======== Supplied material

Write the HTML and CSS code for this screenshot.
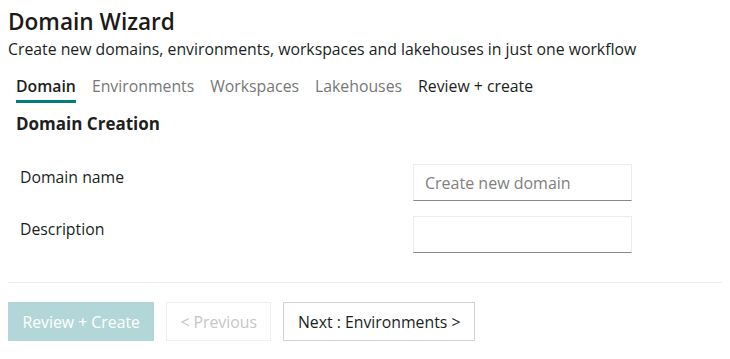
FILE: index.html
```html
<!DOCTYPE html>
<html lang="en">
<head>
  <meta charset="UTF-8">
  <title>Domain Wizard</title>
  <link rel="stylesheet" href="styles.css">
</head>
<body>
  <div class="wizard">
    <h1 class="wizard-title">Domain Wizard</h1>
    <p class="wizard-subtitle">Create new domains, environments, workspaces and lakehouses in just one workflow</p>

    <nav class="tabs">
      <span class="tab active">Domain</span>
      <span class="tab muted">Environments</span>
      <span class="tab muted">Workspaces</span>
      <span class="tab muted">Lakehouses</span>
      <span class="tab">Review + create</span>
    </nav>

    <h2 class="section-title">Domain Creation</h2>

    <div class="form">
      <div class="form-row">
        <label class="form-label" for="domainName">Domain name</label>
        <input class="form-input" id="domainName" type="text" placeholder="Create new domain">
      </div>
      <div class="form-row">
        <label class="form-label" for="description">Description</label>
        <input class="form-input" id="description" type="text">
      </div>
    </div>

    <div class="divider"></div>

    <div class="actions">
      <button class="btn btn-primary" disabled>Review + Create</button>
      <button class="btn btn-disabled" disabled>&lt; Previous</button>
      <button class="btn">Next : Environments &gt;</button>
    </div>
  </div>
</body>
</html>
```

FILE: styles.css
```css
body {
  margin: 8px;
  background: #fff;
  color: #201f1e;
  font-family: 'Segoe UI', 'Open Sans', sans-serif;
}

.wizard-title {
  margin: 0;
  font-size: 22.6px;
  font-weight: 600;
  line-height: 28px;
  color: #1b1a19;
}

.wizard-subtitle {
  margin: 2px 0 0;
  font-size: 15.8px;
  line-height: 22px;
}

.tabs {
  display: flex;
  gap: 16px;
  padding: 0 8px;
  margin-top: 15px;
}

.tab {
  font-size: 15.8px;
  line-height: 22px;
  padding-bottom: 3px;
  border-bottom: 3px solid transparent;
}

.tab.active {
  font-weight: 600;
  border-bottom-color: #037c7c;
}

.tab.muted {
  color: #777;
}

.section-title {
  margin: 10px 0 0;
  padding-left: 8px;
  font-size: 17px;
  font-weight: 700;
  line-height: 22px;
}

.form {
  display: flex;
  flex-direction: column;
  gap: 15px;
  margin-top: 29px;
  padding-left: 12px;
}

.form-row {
  display: grid;
  grid-template-columns: 393px 219px;
  align-items: start;
}

.form-label {
  font-size: 15.8px;
  line-height: 22px;
  padding-top: 2px;
}

.form-input {
  box-sizing: border-box;
  width: 219px;
  height: 37px;
  padding: 0 11px;
  border: 1px solid #ececec;
  border-bottom-color: #8a8886;
  border-radius: 0;
  font-family: inherit;
  font-size: 16px;
  color: #201f1e;
  outline: none;
}

.form-input::placeholder {
  color: #7f7f7f;
}

.divider {
  height: 1px;
  background: #ececec;
  margin: 29px -8px 0 0;
}

.actions {
  display: flex;
  gap: 12px;
  margin-top: 19px;
}

.btn {
  box-sizing: border-box;
  height: 39px;
  padding: 0 14px;
  background: #fff;
  border: 1px solid #d2d2d2;
  font-family: inherit;
  font-size: 15.8px;
  color: #201f1e;
  cursor: pointer;
}

.btn-primary {
  background: #b3d7d8;
  border-color: #b3d7d8;
  color: #fff;
  padding: 0 13.5px;
}

.btn-disabled {
  border-color: #efefef;
  color: #c6c6c6;
  padding: 0 13px;
}
```
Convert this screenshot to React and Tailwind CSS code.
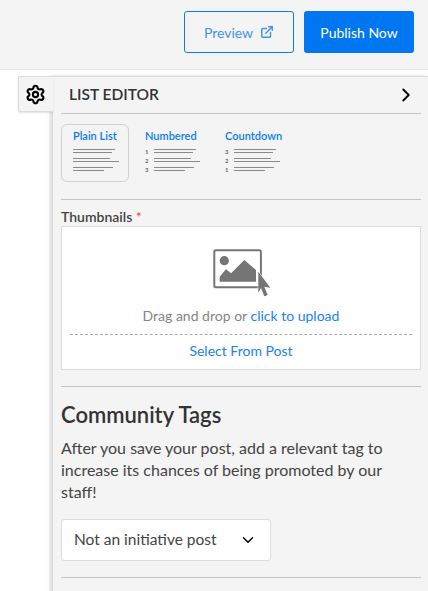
import React from "react";
import { ChevronDown, ChevronRight, ExternalLink, Settings } from "lucide-react";

const lineWidths = [42, 39, 37, 46, 40, 31];

const MiniList = ({ numbers }) => (
  <svg width="60" height="26" viewBox="0 0 60 26" className="block">
    {lineWidths.map((w, i) => {
      const y = [1.5, 4.5, 10.5, 13.5, 19.5, 22.5][i];
      const x = numbers ? 9 : 0;
      return <line key={i} x1={x} x2={x + w} y1={y} y2={y} stroke="#8a8a8a" strokeWidth="1" />;
    })}
    {numbers &&
      numbers.map((n, i) => (
        <text key={i} x="0" y={5.5 + i * 9} fontSize="6" fontWeight="900" fill="#777" fontFamily="Lato, sans-serif">
          {n}
        </text>
      ))}
  </svg>
);

const ListType = ({ label, numbers, active }) => (
  <div
    className={`h-[58px] rounded-md border pt-[4px] pl-[11px] ${
      active ? "w-[68px] border-[#d0d0d0]" : "w-[76px] border-transparent"
    }`}
  >
    <p className="mb-[5px] text-[11px] leading-[14px] font-semibold whitespace-nowrap text-[#0a7cf0]">{label}</p>
    <MiniList numbers={numbers} />
  </div>
);

const UploadIcon = () => (
  <svg width="58" height="48" viewBox="212 249 58 48" className="block">
    <rect x="213.3" y="250.3" width="46.6" height="37" rx="1.5" fill="none" stroke="#757575" strokeWidth="2" />
    <circle cx="223.3" cy="260.7" r="4.6" fill="#757575" />
    <path d="M218.7 281.7V276.7L225 269.3L230 273.3L243.3 260L255 270V281.7Z" fill="#757575" />
    <path
      d="M257.3 271.7L269.3 287.7L263.3 286.7L266.7 295L263.3 296.3L260 288L257.3 292.7Z"
      fill="#757575"
      stroke="#fff"
      strokeWidth="1"
      paintOrder="stroke"
    />
  </svg>
);

export default function App() {
  return (
    <div className="h-[591px] w-[428px] overflow-hidden bg-white font-['Lato',sans-serif] text-[#333]">
      <header className="flex h-[70px] items-start justify-end gap-[10px] border-b border-[#e6e6e6] bg-[#f4f4f4] pt-[11px] pr-[14px]">
        <button className="flex h-[42px] w-[110px] items-center justify-center gap-[7px] rounded-[3px] border border-[#0a7cf0] text-[14px] text-[#3f93f0]">
          Preview
          <ExternalLink size={14} strokeWidth={2.5} />
        </button>
        <button className="h-[42px] w-[110px] rounded-[3px] bg-[#0077f0] text-[14px] text-white">Publish Now</button>
      </header>

      <div className="flex pt-[6px] pl-[18px]">
        <div className="relative z-10 -mr-[1px] flex h-[36px] w-[35px] items-center justify-center rounded-bl-[3px] border-t border-b border-l border-[#dcdcdc] bg-[#f4f4f4] pr-[1px] shadow-[0_1px_2px_rgba(0,0,0,0.12)]">
          <Settings size={21} strokeWidth={2.4} className="text-black" />
        </div>

        <div className="h-[520px] w-[376px] border-t border-l border-[#dcdcdc] bg-[#f4f4f4] pr-[7px] pl-[8px] shadow-[-2px_0_3px_rgba(0,0,0,0.15)]">
          <div className="flex h-[37px] items-center justify-between border-b border-[#c4c4c4] pr-[4px] pl-[8px]">
            <h2 className="text-[15.5px] font-semibold text-[#333]">LIST EDITOR</h2>
            <ChevronRight size={22} strokeWidth={2} className="text-black" />
          </div>

          <div className="mt-[10px] flex gap-[4px]">
            <ListType label="Plain List" active />
            <ListType label="Numbered" numbers={["1", "2", "3"]} />
            <ListType label="Countdown" numbers={["3", "2", "1"]} />
          </div>

          <div className="mt-[17px] border-t border-[#c4c4c4] pt-[9px]">
            <p className="text-[14px] leading-[16px] font-semibold text-[#444]">
              Thumbnails <span className="font-normal text-[#e5484d]">*</span>
            </p>
          </div>

          <div className="mt-[1px] h-[144px] border border-[#dcdcdc] bg-white px-[8px] pt-[22px]">
            <div className="flex justify-center pl-[2px]">
              <UploadIcon />
            </div>
            <p className="mt-[10px] text-center text-[14px] leading-[18px] text-[#858585]">
              Drag and drop or <span className="text-[#1a82f0]">click to upload</span>
            </p>
            <div className="mt-[9px] border-t border-dashed border-[#aaa] pt-[7px] text-center text-[14px] leading-[18px] text-[#1a82f0]">
              Select From Post
            </div>
          </div>

          <div className="mt-[16px] border-t border-[#c4c4c4] pt-[14px]">
            <h3 className="text-[22px] leading-[27px] font-semibold text-[#333]">Community Tags</h3>
            <p className="mt-[9px] text-[16px] leading-[22px] text-[#444]">
              After you save your post, add a relevant tag to increase its chances of being promoted by our staff!
            </p>
            <div className="mt-[16px] flex h-[42px] w-[210px] items-center justify-between rounded-[3px] border border-[#dcdcdc] bg-white pr-[13px] pl-[12px] text-[15.5px] text-[#444]">
              Not an initiative post
              <ChevronDown size={18} strokeWidth={2} className="text-black" />
            </div>
          </div>

          <div className="mt-[16px] border-t border-[#c4c4c4]" />
        </div>
      </div>
    </div>
  );
}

================

▶ [Objective]:
Determine how many of the lines above hold the word "code", and output that number by itself.

▶ [Output for this task]:
2